Recent studies have determined the best technique for improving the safety of thoracentesis. The patient should be sitting as upright as possible. Then, ultrasound the posterior back and locate a catheter insertion point at least 6 cm lateral to the spine and above the diaphragm. This new guideline to avoid an insertion site too medial is due to greater exposure of the intercostal vessels in this area. The greater exposure of vessels increases the risk of bleeding complications from an ultrasound-guided thoracentesis when the insertion site is within 6 cm of the spine. In addition, the patient should stay in the same position while their back is prepped and draped. Next, insert the catheter perpendicular to the back and immediately above the rib. Once the catheter is inserted, slow aspiration of the pleural fluid is required.
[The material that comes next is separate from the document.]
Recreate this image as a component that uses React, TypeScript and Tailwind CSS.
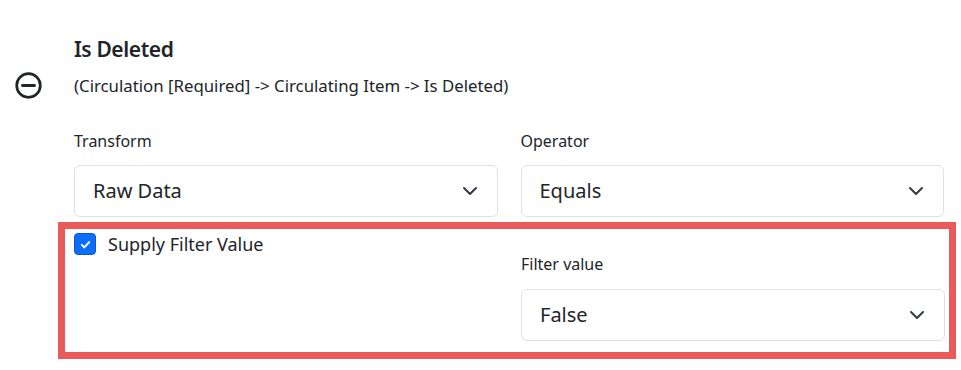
import React from "react";

function Chevron() {
  return (
    <svg width="16" height="16" viewBox="0 0 16 16" className="shrink-0">
      <path d="M2 5l6 6 6-6" fill="none" stroke="#343a40" strokeWidth="2" strokeLinecap="round" strokeLinejoin="round" />
    </svg>
  );
}

function Select({ value }: { value: string }) {
  return (
    <div className="flex h-[52px] items-center justify-between rounded-[6px] border border-[#dee2e6] bg-white pl-[18px] pr-[19px] text-[20px] text-[#212529]">
      <span>{value}</span>
      <Chevron />
    </div>
  );
}

export default function App() {
  return (
    <div
      className="h-[370px] w-[961px] bg-white text-[#212529]"
      style={{ fontFamily: '"Noto Sans", sans-serif' }}
    >
      <div className="flex pt-[34px]">
        <div className="w-[74px] shrink-0 pl-[15px] pt-[38px]">
          <svg width="27" height="27" viewBox="0 0 27 27">
            <circle cx="13.5" cy="13.5" r="11.8" fill="none" stroke="#212529" strokeWidth="2.7" />
            <path d="M7.5 13.5h12" stroke="#212529" strokeWidth="2.8" strokeLinecap="round" />
          </svg>
        </div>
        <div className="w-[870px] shrink-0">
          <div className="pt-[1px] text-[21px] font-semibold leading-[28px] tracking-[-0.4px]">Is Deleted</div>
          <div className="mt-[11px] text-[16.8px] leading-[24px]">
            (Circulation [Required] -&gt; Circulating Item -&gt; Is Deleted)
          </div>
          <div className="mt-[31px] grid grid-cols-2 gap-x-[23px]">
            <div>
              <div className="text-[16px] leading-[24px]">Transform</div>
              <div className="mt-[12px]">
                <Select value="Raw Data" />
              </div>
            </div>
            <div>
              <div className="text-[16px] leading-[24px]">Operator</div>
              <div className="mt-[12px]">
                <Select value="Equals" />
              </div>
            </div>
          </div>
          <div className="ml-[-16px] mt-[5px] w-[898px] border-[7px] border-[#eb5a5a] pb-[11px] pl-[9px] pr-[4px] pt-[4px]">
            <div className="grid grid-cols-2 gap-x-[23px]">
              <div className="flex items-start gap-[12px]">
                <div className="flex h-[22px] w-[22px] items-center justify-center rounded-[4px] border border-[#0a58ca] bg-[#0d6efd]">
                  <svg width="13" height="13" viewBox="0 0 16 16">
                    <path d="M3.5 8.5l3 3 6-6.5" fill="none" stroke="#fff" strokeWidth="2.4" strokeLinecap="round" strokeLinejoin="round" />
                  </svg>
                </div>
                <span className="text-[18px] leading-[22px]">Supply Filter Value</span>
              </div>
              <div className="pt-[19px]">
                <div className="text-[16px] leading-[24px]">Filter value</div>
                <div className="mt-[13px]">
                  <Select value="False" />
                </div>
              </div>
            </div>
          </div>
        </div>
      </div>
    </div>
  );
}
Aspiration should be stopped if the patient experiences severe chest pain, severe dyspnea, subjective sensation of negative pleural pressure during aspiration, or aspiration of air.
Following these procedural techniques will help reduce complications and improve safety during thoracentesis.
Shojaee S, et al. Ultrasound-guided pleural access. Semin Respir Crit Care Med. 2014 Dec; 35 (6): 693-705.
Puchalski J. Thoracentesis and the risks for bleeding: a new era. Curr Opin Pulm Med. 2014 Jul; 20 (4): 377-84.
Daniels CE, et al. Improving the safety of thoracentesis. Curr Opin Pulm Med. 2011; 17 (4): 232-6.